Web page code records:
____
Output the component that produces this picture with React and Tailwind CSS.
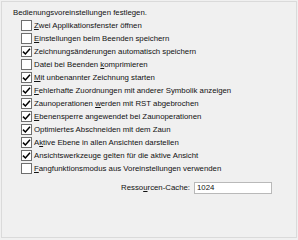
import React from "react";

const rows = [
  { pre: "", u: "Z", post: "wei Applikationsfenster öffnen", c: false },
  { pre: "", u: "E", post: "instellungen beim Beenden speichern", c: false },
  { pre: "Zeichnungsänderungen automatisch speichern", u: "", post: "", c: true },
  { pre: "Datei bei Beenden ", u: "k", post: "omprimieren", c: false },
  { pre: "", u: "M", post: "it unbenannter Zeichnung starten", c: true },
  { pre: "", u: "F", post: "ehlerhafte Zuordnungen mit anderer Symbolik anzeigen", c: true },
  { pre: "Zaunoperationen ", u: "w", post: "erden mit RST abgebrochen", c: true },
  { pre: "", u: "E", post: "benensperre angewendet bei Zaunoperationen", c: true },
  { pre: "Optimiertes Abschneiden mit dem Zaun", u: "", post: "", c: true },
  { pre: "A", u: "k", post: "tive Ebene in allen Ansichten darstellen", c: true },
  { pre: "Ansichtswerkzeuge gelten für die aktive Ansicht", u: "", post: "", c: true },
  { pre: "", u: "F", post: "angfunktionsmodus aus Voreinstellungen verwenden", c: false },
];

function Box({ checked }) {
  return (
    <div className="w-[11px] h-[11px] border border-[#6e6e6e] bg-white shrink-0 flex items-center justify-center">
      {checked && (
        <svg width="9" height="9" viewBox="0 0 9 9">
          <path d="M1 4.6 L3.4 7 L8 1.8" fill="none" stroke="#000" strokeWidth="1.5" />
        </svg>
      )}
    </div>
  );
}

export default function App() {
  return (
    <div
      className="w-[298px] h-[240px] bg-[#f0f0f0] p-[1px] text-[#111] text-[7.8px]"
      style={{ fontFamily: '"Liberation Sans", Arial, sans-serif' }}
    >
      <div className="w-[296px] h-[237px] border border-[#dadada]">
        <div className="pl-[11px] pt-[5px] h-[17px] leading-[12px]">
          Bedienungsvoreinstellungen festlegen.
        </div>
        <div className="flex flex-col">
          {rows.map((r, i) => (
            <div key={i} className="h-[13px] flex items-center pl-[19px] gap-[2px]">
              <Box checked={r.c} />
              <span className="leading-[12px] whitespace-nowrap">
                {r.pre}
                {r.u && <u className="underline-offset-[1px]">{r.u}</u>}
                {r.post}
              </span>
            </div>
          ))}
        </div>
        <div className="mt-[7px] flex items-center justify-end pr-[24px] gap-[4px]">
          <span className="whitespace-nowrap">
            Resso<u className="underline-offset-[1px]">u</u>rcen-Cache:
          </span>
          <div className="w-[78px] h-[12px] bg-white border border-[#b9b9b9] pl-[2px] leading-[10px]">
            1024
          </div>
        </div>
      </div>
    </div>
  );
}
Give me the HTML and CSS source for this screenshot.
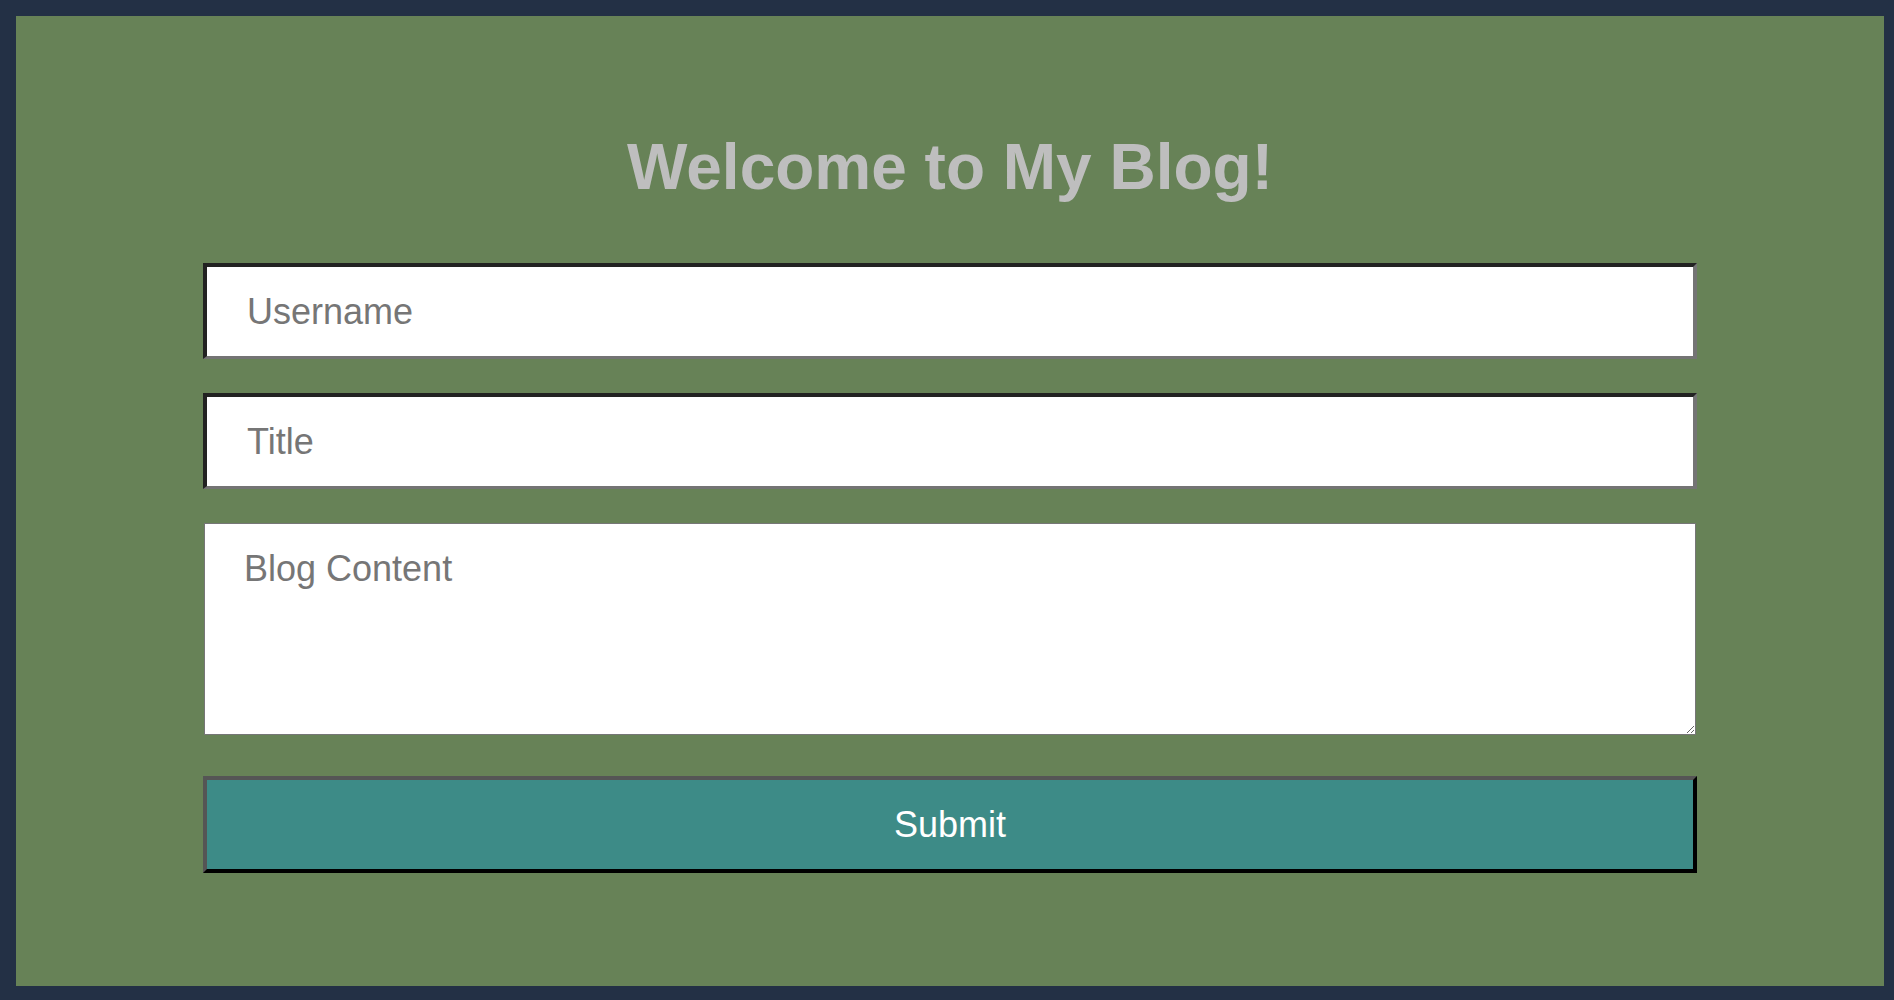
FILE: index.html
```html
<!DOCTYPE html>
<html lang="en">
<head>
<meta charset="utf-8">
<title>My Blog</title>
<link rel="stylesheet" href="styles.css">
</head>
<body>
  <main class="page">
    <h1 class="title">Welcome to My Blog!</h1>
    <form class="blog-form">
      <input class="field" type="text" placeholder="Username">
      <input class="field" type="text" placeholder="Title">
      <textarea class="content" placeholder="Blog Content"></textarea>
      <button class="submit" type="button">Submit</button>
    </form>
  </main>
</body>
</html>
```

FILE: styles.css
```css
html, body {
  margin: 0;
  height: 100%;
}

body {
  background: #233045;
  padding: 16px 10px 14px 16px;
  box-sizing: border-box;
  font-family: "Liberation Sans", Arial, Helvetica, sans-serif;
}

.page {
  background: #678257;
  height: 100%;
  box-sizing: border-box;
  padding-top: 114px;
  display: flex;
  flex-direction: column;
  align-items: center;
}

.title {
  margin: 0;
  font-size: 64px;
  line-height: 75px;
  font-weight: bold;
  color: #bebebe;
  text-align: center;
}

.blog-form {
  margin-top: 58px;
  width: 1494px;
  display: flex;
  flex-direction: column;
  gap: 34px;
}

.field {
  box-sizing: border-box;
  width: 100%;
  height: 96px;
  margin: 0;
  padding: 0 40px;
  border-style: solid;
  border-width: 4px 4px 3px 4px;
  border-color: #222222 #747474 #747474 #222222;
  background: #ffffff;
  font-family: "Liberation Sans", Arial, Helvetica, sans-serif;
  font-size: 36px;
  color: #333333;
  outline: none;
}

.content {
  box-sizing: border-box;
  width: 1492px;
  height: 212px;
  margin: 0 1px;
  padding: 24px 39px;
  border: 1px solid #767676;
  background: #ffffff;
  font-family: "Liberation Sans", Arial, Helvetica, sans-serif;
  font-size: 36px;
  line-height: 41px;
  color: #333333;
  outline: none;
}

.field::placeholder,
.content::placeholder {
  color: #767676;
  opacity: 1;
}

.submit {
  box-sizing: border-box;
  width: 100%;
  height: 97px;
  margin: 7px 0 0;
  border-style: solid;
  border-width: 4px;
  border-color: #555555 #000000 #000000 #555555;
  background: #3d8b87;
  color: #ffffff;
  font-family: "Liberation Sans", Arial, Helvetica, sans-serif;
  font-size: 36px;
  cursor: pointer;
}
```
____
Exercise brief> Please set down each line of the data above exactly as written, without the pictures.

Correct result>
Output the component that produces this picture with React and Tailwind CSS.
import React from "react";

const rows = [
  { pre: "", u: "Z", post: "wei Applikationsfenster öffnen", c: false },
  { pre: "", u: "E", post: "instellungen beim Beenden speichern", c: false },
  { pre: "Zeichnungsänderungen automatisch speichern", u: "", post: "", c: true },
  { pre: "Datei bei Beenden ", u: "k", post: "omprimieren", c: false },
  { pre: "", u: "M", post: "it unbenannter Zeichnung starten", c: true },
  { pre: "", u: "F", post: "ehlerhafte Zuordnungen mit anderer Symbolik anzeigen", c: true },
  { pre: "Zaunoperationen ", u: "w", post: "erden mit RST abgebrochen", c: true },
  { pre: "", u: "E", post: "benensperre angewendet bei Zaunoperationen", c: true },
  { pre: "Optimiertes Abschneiden mit dem Zaun", u: "", post: "", c: true },
  { pre: "A", u: "k", post: "tive Ebene in allen Ansichten darstellen", c: true },
  { pre: "Ansichtswerkzeuge gelten für die aktive Ansicht", u: "", post: "", c: true },
  { pre: "", u: "F", post: "angfunktionsmodus aus Voreinstellungen verwenden", c: false },
];

function Box({ checked }) {
  return (
    <div className="w-[11px] h-[11px] border border-[#6e6e6e] bg-white shrink-0 flex items-center justify-center">
      {checked && (
        <svg width="9" height="9" viewBox="0 0 9 9">
          <path d="M1 4.6 L3.4 7 L8 1.8" fill="none" stroke="#000" strokeWidth="1.5" />
        </svg>
      )}
    </div>
  );
}

export default function App() {
  return (
    <div
      className="w-[298px] h-[240px] bg-[#f0f0f0] p-[1px] text-[#111] text-[7.8px]"
      style={{ fontFamily: '"Liberation Sans", Arial, sans-serif' }}
    >
      <div className="w-[296px] h-[237px] border border-[#dadada]">
        <div className="pl-[11px] pt-[5px] h-[17px] leading-[12px]">
          Bedienungsvoreinstellungen festlegen.
        </div>
        <div className="flex flex-col">
          {rows.map((r, i) => (
            <div key={i} className="h-[13px] flex items-center pl-[19px] gap-[2px]">
              <Box checked={r.c} />
              <span className="leading-[12px] whitespace-nowrap">
                {r.pre}
                {r.u && <u className="underline-offset-[1px]">{r.u}</u>}
                {r.post}
              </span>
            </div>
          ))}
        </div>
        <div className="mt-[7px] flex items-center justify-end pr-[24px] gap-[4px]">
          <span className="whitespace-nowrap">
            Resso<u className="underline-offset-[1px]">u</u>rcen-Cache:
          </span>
          <div className="w-[78px] h-[12px] bg-white border border-[#b9b9b9] pl-[2px] leading-[10px]">
            1024
          </div>
        </div>
      </div>
    </div>
  );
}
Give me the HTML and CSS source for this screenshot.
FILE: index.html
```html
<!DOCTYPE html>
<html lang="en">
<head>
<meta charset="utf-8">
<title>My Blog</title>
<link rel="stylesheet" href="styles.css">
</head>
<body>
  <main class="page">
    <h1 class="title">Welcome to My Blog!</h1>
    <form class="blog-form">
      <input class="field" type="text" placeholder="Username">
      <input class="field" type="text" placeholder="Title">
      <textarea class="content" placeholder="Blog Content"></textarea>
      <button class="submit" type="button">Submit</button>
    </form>
  </main>
</body>
</html>
```

FILE: styles.css
```css
html, body {
  margin: 0;
  height: 100%;
}

body {
  background: #233045;
  padding: 16px 10px 14px 16px;
  box-sizing: border-box;
  font-family: "Liberation Sans", Arial, Helvetica, sans-serif;
}

.page {
  background: #678257;
  height: 100%;
  box-sizing: border-box;
  padding-top: 114px;
  display: flex;
  flex-direction: column;
  align-items: center;
}

.title {
  margin: 0;
  font-size: 64px;
  line-height: 75px;
  font-weight: bold;
  color: #bebebe;
  text-align: center;
}

.blog-form {
  margin-top: 58px;
  width: 1494px;
  display: flex;
  flex-direction: column;
  gap: 34px;
}

.field {
  box-sizing: border-box;
  width: 100%;
  height: 96px;
  margin: 0;
  padding: 0 40px;
  border-style: solid;
  border-width: 4px 4px 3px 4px;
  border-color: #222222 #747474 #747474 #222222;
  background: #ffffff;
  font-family: "Liberation Sans", Arial, Helvetica, sans-serif;
  font-size: 36px;
  color: #333333;
  outline: none;
}

.content {
  box-sizing: border-box;
  width: 1492px;
  height: 212px;
  margin: 0 1px;
  padding: 24px 39px;
  border: 1px solid #767676;
  background: #ffffff;
  font-family: "Liberation Sans", Arial, Helvetica, sans-serif;
  font-size: 36px;
  line-height: 41px;
  color: #333333;
  outline: none;
}

.field::placeholder,
.content::placeholder {
  color: #767676;
  opacity: 1;
}

.submit {
  box-sizing: border-box;
  width: 100%;
  height: 97px;
  margin: 7px 0 0;
  border-style: solid;
  border-width: 4px;
  border-color: #555555 #000000 #000000 #555555;
  background: #3d8b87;
  color: #ffffff;
  font-family: "Liberation Sans", Arial, Helvetica, sans-serif;
  font-size: 36px;
  cursor: pointer;
}
```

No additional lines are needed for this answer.